At a time when journalists are no longer influencing readers the way bloggers are, when there are over 70 million Nigerians on the internet and over 18 million of them actively using FB, Twitter and IG combined; when the language of news has moved from just text, to include memes, audio visuals, skits, info graphics, GIFs, and all, the right thing for us to do is to understand that today’s newspapers and magazines are no longer being read in news print. They are being consumed on mobile phones, on tablets, and on computers. Being ‘read’ on screens by an involved generation that wants to, according to The Economist, curate, create, and consume.

This understanding (and of course, that of the board) is why we have focused all investments this year on assets like Newsroom, Orin, Star, and thenet.ng.

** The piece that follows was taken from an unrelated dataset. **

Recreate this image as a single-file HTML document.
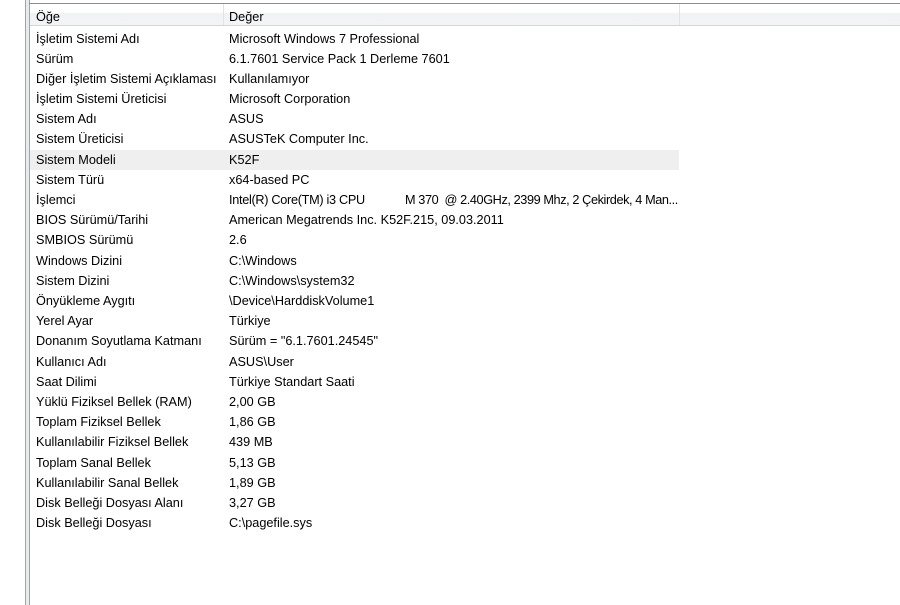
<!DOCTYPE html>
<html><head><meta charset="utf-8"><style>
body{margin:0;width:900px;height:605px;background:#fff;position:relative;overflow:hidden;font-family:"Liberation Sans",sans-serif;font-size:12.7px;color:#000}
.lb{position:absolute;left:25px;top:0;width:3px;height:605px;background:#e8eaed;border-left:1px solid #a0a4aa;border-right:1px solid #a0a4aa}
.top{position:absolute;left:29px;top:3px;right:0;height:1px;background:#8a8e94}
.hdr{position:absolute;left:30px;top:4px;right:0;height:21px;background:linear-gradient(#fff 0,#fff 40%,#f1f2f4 45%,#f3f4f6 100%);border-bottom:1px solid #d5d5d8}
.hdr span{position:absolute;top:6px}
.div{position:absolute;top:4px;width:1px;height:21px;background:#e2e3e6}
.row{position:absolute;left:30px;width:649px;height:20px;line-height:21px}
.row span{position:absolute;left:6px;white-space:nowrap}
.row span+span{left:199px}
.row span.m{left:375px;letter-spacing:-0.4px}
.hl{background:#efeff0}
</style></head><body>
<div class="lb"></div>
<div class="top"></div>
<div class="hdr"><span style="left:6px">Öğe</span><span style="left:199px">Değer</span></div>
<div class="div" style="left:223px"></div>
<div class="div" style="left:679px"></div>
<div class="row" style="top:29px"><span>İşletim Sistemi Adı</span><span>Microsoft Windows 7 Professional</span></div>
<div class="row" style="top:49px"><span>Sürüm</span><span>6.1.7601 Service Pack 1 Derleme 7601</span></div>
<div class="row" style="top:69px"><span>Diğer İşletim Sistemi Açıklaması</span><span>Kullanılamıyor</span></div>
<div class="row" style="top:89px"><span>İşletim Sistemi Üreticisi</span><span>Microsoft Corporation</span></div>
<div class="row" style="top:109px"><span>Sistem Adı</span><span>ASUS</span></div>
<div class="row" style="top:129px"><span>Sistem Üreticisi</span><span>ASUSTeK Computer Inc.</span></div>
<div class="row hl" style="top:150px"><span>Sistem Modeli</span><span>K52F</span></div>
<div class="row" style="top:170px"><span>Sistem Türü</span><span>x64-based PC</span></div>
<div class="row" style="top:190px"><span>İşlemci</span><span style="letter-spacing:-0.3px">Intel(R) Core(TM) i3 CPU</span><span class="m">M 370&nbsp;&nbsp;@ 2.40GHz, 2399 Mhz, 2 Çekirdek, 4 Man...</span></div>
<div class="row" style="top:210px"><span>BIOS Sürümü/Tarihi</span><span>American Megatrends Inc. K52F.215, 09.03.2011</span></div>
<div class="row" style="top:230px"><span>SMBIOS Sürümü</span><span>2.6</span></div>
<div class="row" style="top:251px"><span>Windows Dizini</span><span>C:\Windows</span></div>
<div class="row" style="top:271px"><span>Sistem Dizini</span><span>C:\Windows\system32</span></div>
<div class="row" style="top:291px"><span>Önyükleme Aygıtı</span><span>\Device\HarddiskVolume1</span></div>
<div class="row" style="top:311px"><span>Yerel Ayar</span><span>Türkiye</span></div>
<div class="row" style="top:331px"><span>Donanım Soyutlama Katmanı</span><span>Sürüm = "6.1.7601.24545"</span></div>
<div class="row" style="top:352px"><span>Kullanıcı Adı</span><span>ASUS\User</span></div>
<div class="row" style="top:372px"><span>Saat Dilimi</span><span>Türkiye Standart Saati</span></div>
<div class="row" style="top:392px"><span>Yüklü Fiziksel Bellek (RAM)</span><span>2,00 GB</span></div>
<div class="row" style="top:412px"><span>Toplam Fiziksel Bellek</span><span>1,86 GB</span></div>
<div class="row" style="top:432px"><span>Kullanılabilir Fiziksel Bellek</span><span>439 MB</span></div>
<div class="row" style="top:453px"><span>Toplam Sanal Bellek</span><span>5,13 GB</span></div>
<div class="row" style="top:473px"><span>Kullanılabilir Sanal Bellek</span><span>1,89 GB</span></div>
<div class="row" style="top:493px"><span>Disk Belleği Dosyası Alanı</span><span>3,27 GB</span></div>
<div class="row" style="top:513px"><span>Disk Belleği Dosyası</span><span>C:\pagefile.sys</span></div>
</body></html>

It’s why we are looking into television and biographies and e-commerce.

It is why we no longer call ourselves a newspaper company. To be sure: we will continue to dabble into print, as you’ve seen with the NET Book Series and the presentation, yesterday, of ‘A Very Good Bad Guy: The Story of Innocent 2face Idibia’. There’ll be occasional special publications: for example, our Encyclopedia of Nigerian Entertainment, which is already in the works.

Also good to note, that we’re not downsizing. In fact we are currently looking for a news editor, a comedy writer, cartoonist and a couple of developers.

The future looks good, interesting, in many ways you can’t imagine.